Terdapat berbagai spekulasi mengapa muncul penolakan yang cukup aneh oleh dua gubernur di Indonesia tersebut.
Yang jelas, yang muncul kemudian adalah terpuruknya penilaian sebagian warga masyarakat terhadap dua gubernur tersebut. Namun, bagi yang memahami liku-liku pemerintahan, masalahnya tidak sesederhana itu, terlebih dua gubernur tersebut berasal dari partai yang sama dengan Presiden.
Peristiwa tersebut tidak patut terjadi jika semua pihak memahami sistem prefektur terintegrasi yang dianut bangsa Indonesia dengan baik.
Kita harus menghindari jangan sampai kepentingan sesaat mengalahkan instrumen tata kelola negara-bangsa sehingga berpotensi membawa keruwetan tersendiri.
Semua pihak harus memahami sistem yang dibangun oleh bangsa Indonesia sendiri.
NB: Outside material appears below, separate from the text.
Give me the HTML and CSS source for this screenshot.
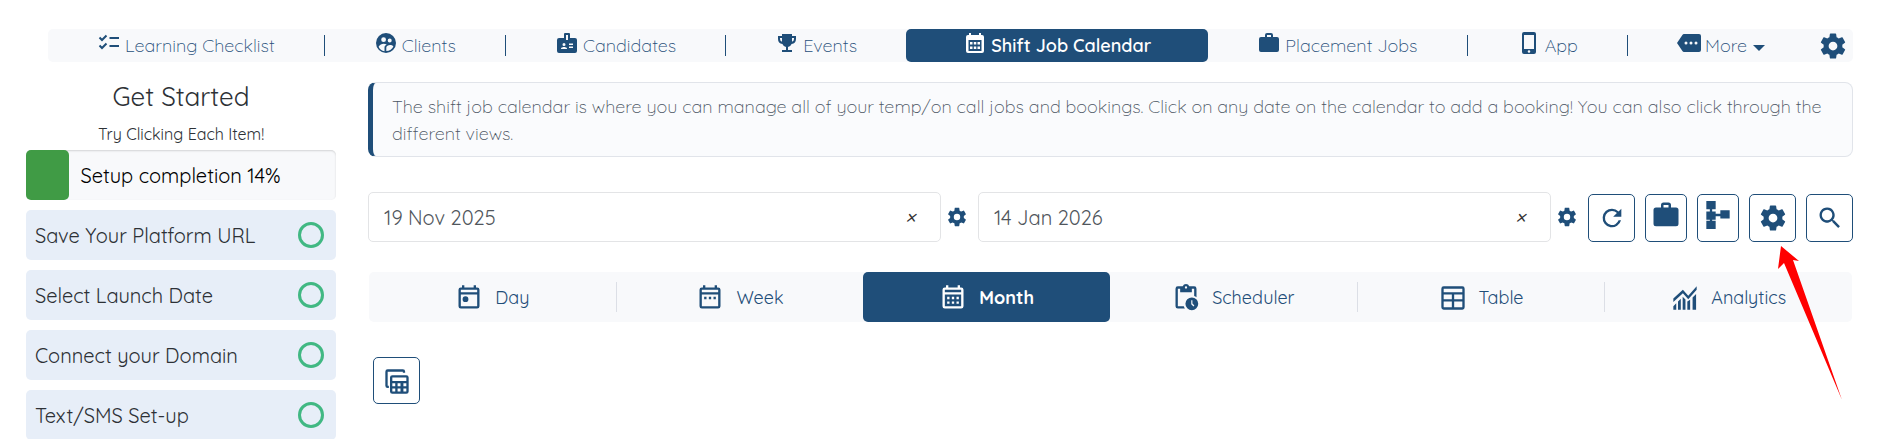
FILE: index.html
```html
<!DOCTYPE html>
<html lang="en">
<head>
    <meta charset="UTF-8">
    <meta name="viewport" content="width=device-width, initial-scale=1.0">
    <title>Shift Job Calendar</title>
    <link rel="stylesheet" href="styles.css">
</head>
<body>

    <!-- Icon set -->
    <svg class="sprite" aria-hidden="true">
        <symbol id="i-cog" viewBox="0 0 24 24"><path d="M12,15.5A3.5,3.5 0 0,1 8.5,12A3.5,3.5 0 0,1 12,8.5A3.5,3.5 0 0,1 15.5,12A3.5,3.5 0 0,1 12,15.5M19.43,12.97C19.47,12.65 19.5,12.33 19.5,12C19.5,11.67 19.47,11.34 19.43,11L21.54,9.37C21.73,9.22 21.78,8.95 21.66,8.73L19.66,5.27C19.54,5.05 19.27,4.96 19.05,5.05L16.56,6.05C16.04,5.66 15.5,5.32 14.87,5.07L14.5,2.42C14.46,2.18 14.25,2 14,2H10C9.75,2 9.54,2.18 9.5,2.42L9.13,5.07C8.5,5.32 7.96,5.66 7.44,6.05L4.95,5.05C4.73,4.96 4.46,5.05 4.34,5.27L2.34,8.73C2.21,8.95 2.27,9.22 2.46,9.37L4.57,11C4.53,11.34 4.5,11.67 4.5,12C4.5,12.33 4.53,12.65 4.57,12.97L2.46,14.63C2.27,14.78 2.21,15.05 2.34,15.27L4.34,18.73C4.46,18.95 4.73,19.03 4.95,18.95L7.44,17.94C7.96,18.34 8.5,18.68 9.13,18.93L9.5,21.58C9.54,21.82 9.75,22 10,22H14C14.25,22 14.46,21.82 14.5,21.58L14.87,18.93C15.5,18.67 16.04,18.34 16.56,17.94L19.05,18.95C19.27,19.03 19.54,18.95 19.66,18.73L21.66,15.27C21.78,15.05 21.73,14.78 21.54,14.63L19.43,12.97Z"/></symbol>
        <symbol id="i-checks" viewBox="0 0 24 24"><path d="M12.5 7H22M12.5 15H22M2.5 6.5L5 9L9.5 4.5M2.5 14.5L5 17L9.5 12.5" fill="none" stroke="currentColor" stroke-width="2"/></symbol>
        <symbol id="i-clients" viewBox="0 0 24 24"><path fill-rule="evenodd" d="M12 2a10 10 0 1 0 0 20a10 10 0 0 0 0-20zM9.6 6.3a2.4 2.4 0 1 1 0 4.8a2.4 2.4 0 0 1 0-4.8zM15.7 7.6a2 2 0 1 1 0 4a2 2 0 0 1 0-4zM9.6 12.8c1 0 2.2.3 3.1.8c-1.5.8-2.2 1.9-2.2 2.8v3.8c-2.6-.4-4.9-2.1-5.9-4.5c1-1.9 3.3-2.9 5-2.9zM12.3 20.1v-3.6c0-1.4 2-2.4 3.7-2.4c1.2 0 2.7.5 3.4 1.3c-1.2 2.6-3.8 4.7-7.1 4.7z"/></symbol>
        <symbol id="i-badge" viewBox="0 0 24 24"><path fill-rule="evenodd" d="M10 2h4a1 1 0 0 1 1 1v4h5a2 2 0 0 1 2 2v11a2 2 0 0 1-2 2H4a2 2 0 0 1-2-2V9a2 2 0 0 1 2-2h5V3a1 1 0 0 1 1-1zM11 4v5h2V4zM9 12a1.5 1.5 0 1 0 0 3a1.5 1.5 0 0 0 0-3zM6 18h6v-.6c0-1-2-1.5-3-1.5s-3 .5-3 1.500zM14 12.500v1.500h4v-1.500zM14 15.500v1.500h4v-1.500z"/></symbol>
        <symbol id="i-trophy" viewBox="0 0 24 24"><path fill-rule="evenodd" d="M7 3h10v2h4v3a5 5 0 0 1-4.400 4.900A5 5 0 0 1 13 15.900V19h4v2H7v-2h4v-3.100A5 5 0 0 1 7.400 12.900A5 5 0 0 1 3 8V5h4zM5 7v1a3 3 0 0 0 2 2.800V7zM17 10.800A3 3 0 0 0 19 8V7h-2z"/></symbol>
        <symbol id="i-month-solid" viewBox="0 0 24 24"><path fill-rule="evenodd" d="M6 2h2v2h8V2h2v2h1a2 2 0 0 1 2 2v14a2 2 0 0 1-2 2H5a2 2 0 0 1-2-2V6a2 2 0 0 1 2-2h1zM5.500 9v11h13V9zM7 11h2.500v2.500H7zM10.800 11h2.500v2.500h-2.500zM14.500 11H17v2.500h-2.500zM7 15.500h2.500V18H7zM10.800 15.500h2.500V18h-2.500zM14.500 15.500H17V18h-2.500z"/></symbol>
        <symbol id="i-briefcase" viewBox="0 0 24 24"><path fill-rule="evenodd" d="M10 2h4a2 2 0 0 1 2 2v2h4a2 2 0 0 1 2 2v11a2 2 0 0 1-2 2H4a2 2 0 0 1-2-2V8a2 2 0 0 1 2-2h4V4a2 2 0 0 1 2-2zM10 4v2h4V4z"/></symbol>
        <symbol id="i-phone" viewBox="0 0 24 24"><path fill-rule="evenodd" d="M7 1h10a2 2 0 0 1 2 2v18a2 2 0 0 1-2 2H7a2 2 0 0 1-2-2V3a2 2 0 0 1 2-2zM7 4v14h10V4zM12 19.200a1.300 1.300 0 1 0 0 2.600a1.300 1.300 0 0 0 0-2.600z"/></symbol>
        <symbol id="i-more" viewBox="0 0 24 24"><path fill-rule="evenodd" d="M22 3H7c-.7 0-1.200.35-1.600.9L0 12l5.400 8.100c.4.500.9.900 1.600.900h15a2 2 0 0 0 2-2V5a2 2 0 0 0-2-2zM9 10.500a1.500 1.500 0 1 1 0 3a1.500 1.500 0 0 1 0-3zM14 10.500a1.500 1.500 0 1 1 0 3a1.500 1.500 0 0 1 0-3zM19 10.500a1.500 1.500 0 1 1 0 3a1.500 1.500 0 0 1 0-3z"/></symbol>
        <symbol id="i-refresh" viewBox="0 0 24 24"><path d="M17.650 6.350A7.958 7.958 0 0 0 12 4a8 8 0 1 0 7.730 10h-2.080A6 6 0 1 1 12 6c1.660 0 3.140.690 4.220 1.780L13 11h7V4z"/></symbol>
        <symbol id="i-tree" viewBox="0 0 24 24"><path d="M2 0h8v7H7v2h3v2h4V8h8v7h-8v-2h-4v3H7v1h3v7H2v-7h3v-1H2V9h3V7H2z"/></symbol>
        <symbol id="i-search" viewBox="0 0 24 24"><path d="M9.500 3a6.500 6.500 0 0 1 4.940 10.730l.270.270h.790l5 5l-1.500 1.500l-5-5v-.790l-.270-.270A6.500 6.500 0 1 1 9.500 3m0 2a4.500 4.500 0 1 0 0 9a4.500 4.500 0 0 0 0-9z"/></symbol>
        <symbol id="i-day" viewBox="0 0 24 24"><path fill-rule="evenodd" d="M6 1h2v2h8V1h2v2h1a2 2 0 0 1 2 2v14a2 2 0 0 1-2 2H5a2 2 0 0 1-2-2V5a2 2 0 0 1 2-2h1zM5 5v2h14V5zM5 9v10h14V9zM9 10.500a2.500 2.500 0 1 1 0 5a2.500 2.500 0 0 1 0-5z"/></symbol>
        <symbol id="i-week" viewBox="0 0 24 24"><path fill-rule="evenodd" d="M6 1h2v2h8V1h2v2h1a2 2 0 0 1 2 2v14a2 2 0 0 1-2 2H5a2 2 0 0 1-2-2V5a2 2 0 0 1 2-2h1zM5 5v2h14V5zM5 9v10h14V9zM7 11h2v2H7zM11 11h2v2h-2zM15 11h2v2h-2z"/></symbol>
        <symbol id="i-month" viewBox="0 0 24 24"><path fill-rule="evenodd" d="M6 1h2v2h8V1h2v2h1a2 2 0 0 1 2 2v14a2 2 0 0 1-2 2H5a2 2 0 0 1-2-2V5a2 2 0 0 1 2-2h1zM5 5v2h14V5zM5 9v10h14V9zM7 11h2v2H7zM11 11h2v2h-2zM15 11h2v2h-2zM7 15h2v2H7zM11 15h2v2h-2zM15 15h2v2h-2z"/></symbol>
        <symbol id="i-scheduler" viewBox="0 0 24 24"><path fill-rule="evenodd" d="M17 11.500a5.500 5.500 0 1 0 0 11a5.500 5.500 0 0 0 0-11zM16.500 14h1v2.800l1.700 1.700l-.8.800l-1.900-2z"/><path fill-rule="evenodd" d="M19 2h-4.200a3 3 0 0 0-5.600 0H5a2 2 0 0 0-2 2v15a2 2 0 0 0 2 2h6.100a7 7 0 0 1-1-2H5V4h2v3h10V4h2v6.300c.7.200 1.400.5 2 1V4a2 2 0 0 0-2-2zM12 2a1 1 0 1 1 0 2a1 1 0 0 1 0-2z"/></symbol>
        <symbol id="i-table" viewBox="0 0 24 24"><path fill-rule="evenodd" d="M4 2h16a2 2 0 0 1 2 2v16a2 2 0 0 1-2 2H4a2 2 0 0 1-2-2V4a2 2 0 0 1 2-2zM4 4v3h16V4zM4 9v4h7V9zM13 9v4h7V9zM4 15v5h7v-5zM13 15v5h7v-5z"/></symbol>
        <symbol id="i-analytics" viewBox="0 0 24 24"><path d="M2 12.500l8.200-7.500l4.600 5L22 2v3l-7.200 8l-4.600-5L2 15.500zM2 19l2.500-2.500V22H2zM6 15l2.400-2.300V22H6zM10 11l2.400 2.300V22H10zM14 15l2.400-1.500V22H14zM18.500 11.500L21.500 8.500V22h-3z"/></symbol>
        <symbol id="i-table-multi" viewBox="0 0 24 24"><path fill-rule="evenodd" d="M19 4a2 2 0 0 0-2-2H4a2 2 0 0 0-2 2v12a2 2 0 0 0 2 2h1v-2H4V4h13v1h2zM8 7h12a2 2 0 0 1 2 2v12a2 2 0 0 1-2 2H8a2 2 0 0 1-2-2V9a2 2 0 0 1 2-2zM8 9v3h12V9zM8 14v2.500h2.500V14zM12.500 14v2.500H15V14zM17.500 14v2.500H20V14zM8 18.500V21h2.500v-2.500zM12.500 18.500V21H15v-2.500zM17.500 18.500V21H20v-2.500z"/></symbol>
    </svg>

    <nav class="top-nav">
        <a href="#" class="nav-item"><svg class="icon"><use href="#i-checks"/></svg>Learning Checklist</a>
        <a href="#" class="nav-item"><svg class="icon"><use href="#i-clients"/></svg>Clients</a>
        <a href="#" class="nav-item"><svg class="icon"><use href="#i-badge"/></svg>Candidates</a>
        <a href="#" class="nav-item no-line"><svg class="icon"><use href="#i-trophy"/></svg>Events</a>
        <a href="#" class="nav-item active"><svg class="icon"><use href="#i-month-solid"/></svg>Shift Job Calendar</a>
        <a href="#" class="nav-item"><svg class="icon"><use href="#i-briefcase"/></svg>Placement Jobs</a>
        <a href="#" class="nav-item"><svg class="icon"><use href="#i-phone"/></svg>App</a>
        <a href="#" class="nav-item no-line"><svg class="icon"><use href="#i-more"/></svg>More<span class="caret"></span></a>
        <button type="button" class="nav-settings" aria-label="Settings"><svg class="icon icon-lg"><use href="#i-cog"/></svg></button>
    </nav>

    <div class="page">
        <aside class="sidebar">
            <h1>Get Started</h1>
            <p class="hint">Try Clicking Each Item!</p>
            <div class="progress">
                <div class="progress-fill" style="width: 14%"></div>
                <span>Setup completion 14%</span>
            </div>
            <a href="#" class="task">Save Your Platform URL<span class="circle"></span></a>
            <a href="#" class="task">Select Launch Date<span class="circle"></span></a>
            <a href="#" class="task">Connect your Domain<span class="circle"></span></a>
            <a href="#" class="task">Text/SMS Set-up<span class="circle"></span></a>
        </aside>

        <main>
            <p class="info">The shift job calendar is where you can manage all of your temp/on call jobs and bookings. Click on any date on the calendar to add a booking! You can also click through the different views.</p>

            <div class="filters">
                <div class="date-field">
                    <input type="text" value="19 Nov 2025" aria-label="Start date">
                    <button type="button" class="clear" aria-label="Clear start date">×</button>
                </div>
                <button type="button" class="date-settings" aria-label="Start date settings"><svg class="icon"><use href="#i-cog"/></svg></button>
                <div class="date-field">
                    <input type="text" value="14 Jan 2026" aria-label="End date">
                    <button type="button" class="clear" aria-label="Clear end date">×</button>
                </div>
                <button type="button" class="date-settings" aria-label="End date settings"><svg class="icon"><use href="#i-cog"/></svg></button>
                <div class="tools">
                    <button type="button" class="tool" aria-label="Refresh"><svg class="icon icon-xl"><use href="#i-refresh"/></svg></button>
                    <button type="button" class="tool narrow" aria-label="Jobs"><svg class="icon icon-lg"><use href="#i-briefcase"/></svg></button>
                    <button type="button" class="tool narrow" aria-label="Structure"><svg class="icon icon-xl"><use href="#i-tree"/></svg></button>
                    <button type="button" class="tool" aria-label="Calendar settings"><svg class="icon icon-lg"><use href="#i-cog"/></svg></button>
                    <button type="button" class="tool" aria-label="Search"><svg class="icon icon-xl"><use href="#i-search"/></svg></button>
                </div>
            </div>

            <nav class="views">
                <a href="#" class="view"><svg class="icon icon-xl"><use href="#i-day"/></svg>Day</a>
                <a href="#" class="view no-line"><svg class="icon icon-xl"><use href="#i-week"/></svg>Week</a>
                <a href="#" class="view active"><svg class="icon icon-xl"><use href="#i-month"/></svg>Month</a>
                <a href="#" class="view"><svg class="icon icon-xl"><use href="#i-scheduler"/></svg>Scheduler</a>
                <a href="#" class="view"><svg class="icon icon-xl"><use href="#i-table"/></svg>Table</a>
                <a href="#" class="view no-line"><svg class="icon icon-xl"><use href="#i-analytics"/></svg>Analytics</a>
            </nav>

            <button type="button" class="tool copy" aria-label="Copy bookings"><svg class="icon icon-xl"><use href="#i-table-multi"/></svg></button>
        </main>
    </div>

    <!-- Pointer to the calendar settings button -->
    <svg class="arrow" viewBox="0 0 66 156" aria-hidden="true"><path d="M4 0L22 15L16 14L65 154L7 17L1 23Z"/></svg>

</body>
</html>
```

FILE: styles.css
```css
* {
    box-sizing: border-box;
}
body {
    margin: 0;
    padding: 29px 38px 0 26px;
    height: 100vh;
    overflow: hidden;
    position: relative;
    background: #fff;
    color: #2d3136;
    font-family: Quicksand, Lato, sans-serif;
    font-size: 18px;
    font-weight: 400;
    line-height: 27px;
}
a {
    color: inherit;
    text-decoration: none;
}
button {
    padding: 0;
    border: none;
    background: none;
    color: #1f4e79;
    font: inherit;
    cursor: pointer;
}
.sprite {
    display: none;
}
.icon {
    width: 24px;
    height: 24px;
    flex: none;
    fill: currentColor;
}
.icon-lg {
    width: 30px;
    height: 30px;
}
.icon-xl {
    width: 28px;
    height: 28px;
}

/* Top navigation */
.top-nav {
    display: flex;
    align-items: center;
    height: 33px;
    margin-left: 22px;
    background: #f8f9fb;
    border-radius: 5px;
    color: #1f4e79;
    font-weight: 350;
}
.nav-item {
    display: flex;
    flex: 1 1 auto;
    align-items: center;
    justify-content: center;
    gap: 4px;
    height: 21px;
    border-right: 1px solid #1f4e79;
    white-space: nowrap;
}
.nav-item .icon {
    margin-bottom: 6px;
}
.no-line {
    border-right: none;
}
.nav-item.active {
    height: 33px;
    padding: 0 8px;
    border: none;
    border-radius: 5px;
    background: #1f4e79;
    color: #fff;
    font-weight: 600;
}
.caret {
    margin: 4px 0 0 2px;
    border: 6px solid transparent;
    border-top-color: #1f4e79;
    border-bottom: none;
}
.nav-settings {
    display: flex;
    align-items: center;
    justify-content: center;
    width: 39px;
}

.page {
    display: flex;
    gap: 32px;
}

/* Setup checklist */
.sidebar {
    flex: 0 0 310px;
    padding-top: 20px;
}
.sidebar h1 {
    margin: 0;
    font-size: 26px;
    font-weight: 400;
    line-height: 30px;
    text-align: center;
}
.hint {
    margin: 9px 0 3px;
    font-size: 16px;
    line-height: 26px;
    text-align: center;
}
.progress {
    display: flex;
    align-items: center;
    height: 50px;
    border-radius: 5px;
    background: #f8f9fb;
    box-shadow: inset 0 1px 2px rgba(0, 0, 0, 0.15);
    color: #000;
    font-size: 20px;
}
.progress-fill {
    height: 100%;
    margin-right: 11px;
    border-radius: 5px;
    background: #409b45;
}
.task {
    display: flex;
    align-items: center;
    justify-content: space-between;
    height: 50px;
    margin-top: 10px;
    padding: 0 12px 0 9px;
    border-radius: 5px;
    background: #e7eef8;
    font-size: 20px;
}
.circle {
    width: 26px;
    height: 26px;
    border: 3px solid #41b883;
    border-radius: 50%;
}

main {
    flex: 1;
    min-width: 0;
    padding-top: 20px;
}
.info {
    margin: 0;
    padding: 10px 20px 9px 19px;
    border: 1px solid #e1e4ea;
    border-left: 5px solid #1f4e79;
    border-radius: 8px;
    background: #fafbfd;
    color: #4b5563;
    font-weight: 300;
}

/* Date range and tools */
.filters {
    display: flex;
    align-items: flex-end;
    margin-top: 35px;
}
.date-field {
    display: flex;
    flex: 1;
    height: 50px;
    border: 1px solid #e3e4e6;
    border-radius: 5px;
}
.date-field input {
    flex: 1;
    min-width: 0;
    padding: 0 15px;
    border: none;
    outline: none;
    background: none;
    color: #50565c;
    font: inherit;
    font-size: 20px;
}
.clear {
    width: 60px;
    color: #333;
    font-size: 22px;
    font-style: italic;
}
.date-settings {
    display: flex;
    align-items: center;
    width: 37px;
    height: 50px;
    padding-left: 5px;
}
.date-settings .icon {
    width: 22px;
    height: 22px;
}
.tools {
    display: flex;
    gap: 10px;
}
.tool {
    display: flex;
    align-items: center;
    justify-content: center;
    width: 47px;
    height: 48px;
    border: 1px solid #1f4e79;
    border-radius: 5px;
    background: #fff;
}
.tool.narrow {
    width: 42px;
}
.narrow .icon {
    margin-bottom: 6px;
}

/* Calendar views */
.views {
    display: flex;
    align-items: center;
    height: 50px;
    margin: 30px 1px 35px;
    border-radius: 5px;
    background: #f8f9fb;
    color: #1f4e79;
}
.view {
    display: flex;
    flex: 1;
    align-items: center;
    justify-content: center;
    gap: 12px;
    height: 30px;
    border-right: 1px solid #dcdfe6;
}
.view .icon {
    margin-top: 2px;
}
.view.no-line {
    border-right: none;
}
.view.active {
    height: 50px;
    border: none;
    border-radius: 5px;
    background: #1f4e79;
    color: #fff;
    font-weight: 700;
}
.copy {
    height: 47px;
    margin-left: 5px;
}

/* Sits over the tools and view tabs */
.arrow {
    position: absolute;
    top: 246px;
    right: 48px;
    width: 66px;
    height: 156px;
    fill: #f00;
}
```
Jika tidak, akan terjadi kekeliruan tata kelola negara-bangsa, untuk kepentingan sesaat dan amat pragmatis.
Kita harus menghindari jangan sampai kepentingan sesaat mengalahkan instrumen tata kelola negara-bangsa sehingga berpotensi membawa keruwetan tersendiri. Demikian pula, hindari jebakan keruwetan instrumen tata kelola karena kesalahan sendiri yang menggeser terwujudnya visi-misi negara bangsa.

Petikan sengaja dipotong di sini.